Auburn pilot warns missing pilot should be behind bars
Published: January 13, 2009
Updated: January 14, 2009
Investigators now have more proof the Indiana businessman who parachuted into Childersburg Sunday night was trying to fake his own death and escape financial problems.
Officers have discovered Marcus Schrenker stashed a motorcycle in a Harpersville storage unit Saturday, not far from where his parachute landed Sunday night.
Schrenker’s clothes were discovered in a dumpster on the storage unit’s grounds.
Meanwhile, Schrenker’s legal troubles keep piling up:
Tuesday morning the state of Indiana charged missing Schrenker with two counts of felony fraud for operating without an investment license.
The Coast Guard wants him to pay for the cost of the rescue team that responded to his fake distress call, and Florida is considering charging him with several crimes related to abandoning an aircraft in flight.

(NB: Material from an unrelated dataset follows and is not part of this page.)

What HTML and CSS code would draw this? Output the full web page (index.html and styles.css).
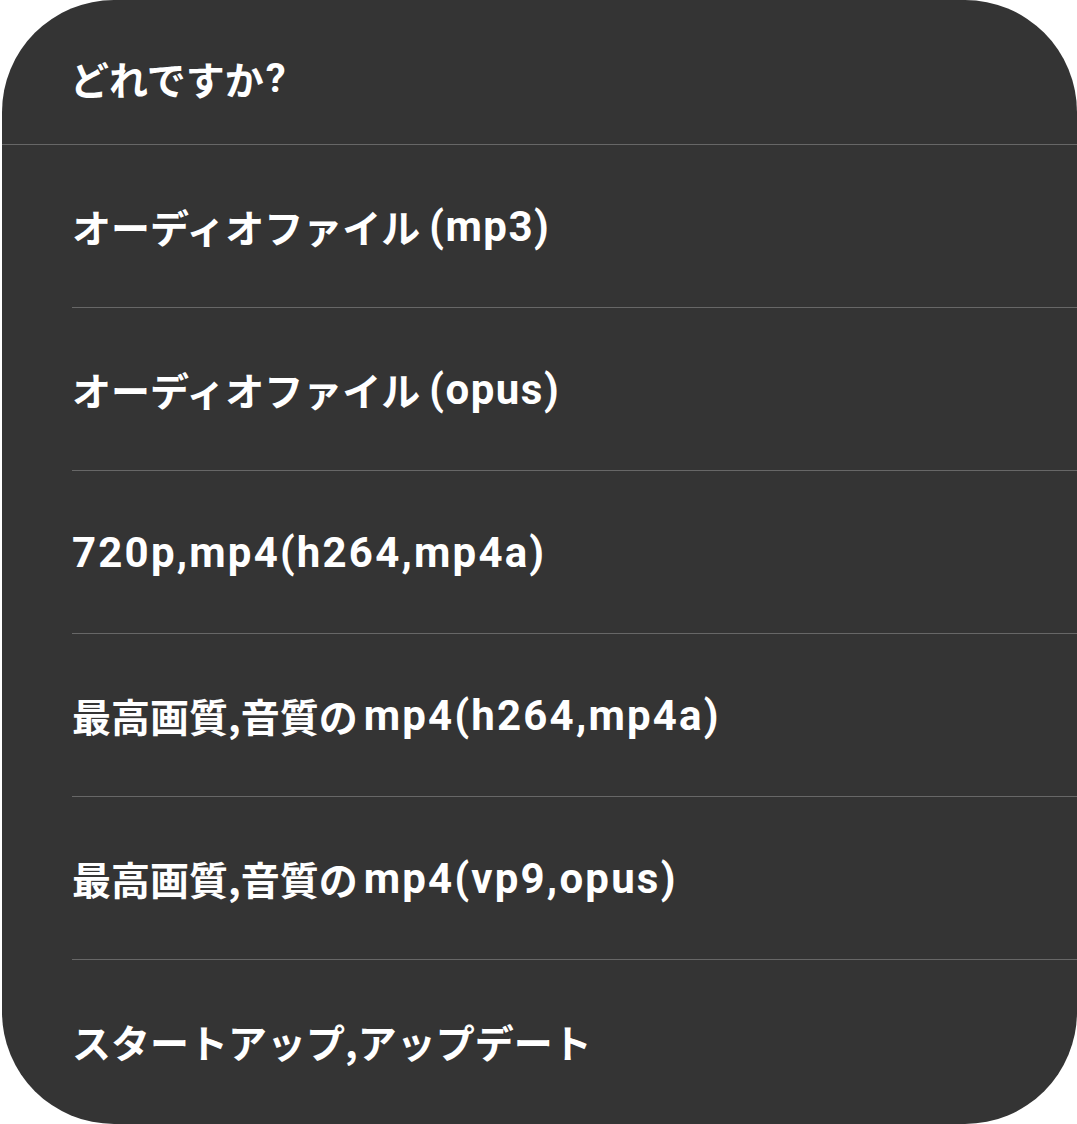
FILE: index.html
```html
<!DOCTYPE html>
<html lang="ja">
<head>
<meta charset="utf-8">
<link rel="stylesheet" href="styles.css">
</head>
<body>
<div class="sheet">
  <div class="title">どれですか<span class="lat">?</span></div>
  <div class="list">
    <div class="item">オーディオファイル<span class="lat gap">(mp3)</span></div>
    <div class="item">オーディオファイル<span class="lat gap">(opus)</span></div>
    <div class="item"><span class="lat wide">720p,mp4(h264,mp4a)</span></div>
    <div class="item">最高画質,音質の<span class="lat wide after">mp4(h264,mp4a)</span></div>
    <div class="item">最高画質,音質の<span class="lat wide after">mp4(vp9,opus)</span></div>
    <div class="item">スタートアップ,アップデート</div>
  </div>
</div>
</body>
</html>
```
FILE: styles.css
```css
html, body {
  margin: 0;
  padding: 0;
  background: #ffffff;
}
body {
  width: 1077px;
  height: 1124px;
  overflow: hidden;
  font-family: "Noto Sans CJK JP", "Noto Sans", sans-serif;
  color: #ffffff;
}
.sheet {
  margin-left: 2px;
  width: 1075px;
  height: 1124px;
  background: #343434;
  border-radius: 112px;
  overflow: hidden;
  display: flex;
  flex-direction: column;
}
.title {
  height: 145px;
  box-sizing: border-box;
  padding-left: 68px;
  padding-top: 12px;
  display: flex;
  align-items: center;
  font-size: 39px;
  font-weight: 700;
  border-bottom: 1px solid #676767;
}
.list {
  display: flex;
  flex-direction: column;
}
.item {
  margin-left: 70px;
  height: 162px;
  display: flex;
  align-items: center;
  font-size: 39px;
  font-weight: 700;
  white-space: nowrap;
}
.item + .item {
  border-top: 1px solid #676767;
}
.lat {
  font-family: "Roboto", "Liberation Sans", sans-serif;
  font-size: 42px;
  font-weight: 700;
  letter-spacing: 0.5px;
}
.title .lat {
  font-size: 40px;
  margin-left: 2px;
}
.lat.gap {
  margin-left: 9px;
  letter-spacing: 1.5px;
}
.lat.wide {
  letter-spacing: 2.2px;
}
.lat.after {
  margin-left: 6px;
}
```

Schrenker seemed to have a postcard life…friends like Tom Britt in Indiana highly respect him.
Britt is the last person to have had contact with Schrenker.
Britt says Monday night around 7:30, Shrenker emailed him that this whole situation ..the criminal charges, the crashing plane - is all just a misunderstanding.
“He wanted to set the record straight about how the plane crashed. That he would never take a plane and just let it run off and hit someone’s house. He feels terrible about that,“ says Britt, who turned the email over to police.
“That’s all baloney - that’s all fabricated,“ says Joe Mazzone, a former client of Schrenker.
Mazzone is a retired Delta pilot who lives in Auburn, Alabama and has a different image of Schrenker.
Mazzone turned his retirement settlement over to Schrenker’s firm in 2005.
Mazzone quickly became suspicious his money was being mishandled, so he started investigating and was shocked at what he found.
“Forgery on documents - signatures - my wife’s and mine on documents that obviously were not ours,“ says Mazzone.
Mazzone says Schrenker defrauded him out of thousands, buying annuities for his portfolio that paid commissions as high as 18%— without permission…then disguising them.
Mazzone fired Schrenker and alerted Indiana investigators.
He’s been helping them build a felony fraud case against Schrenker.
“If he goes behind bars, I hope he never comes out, so he can’t do this again to anybody else,“ says Mazzone.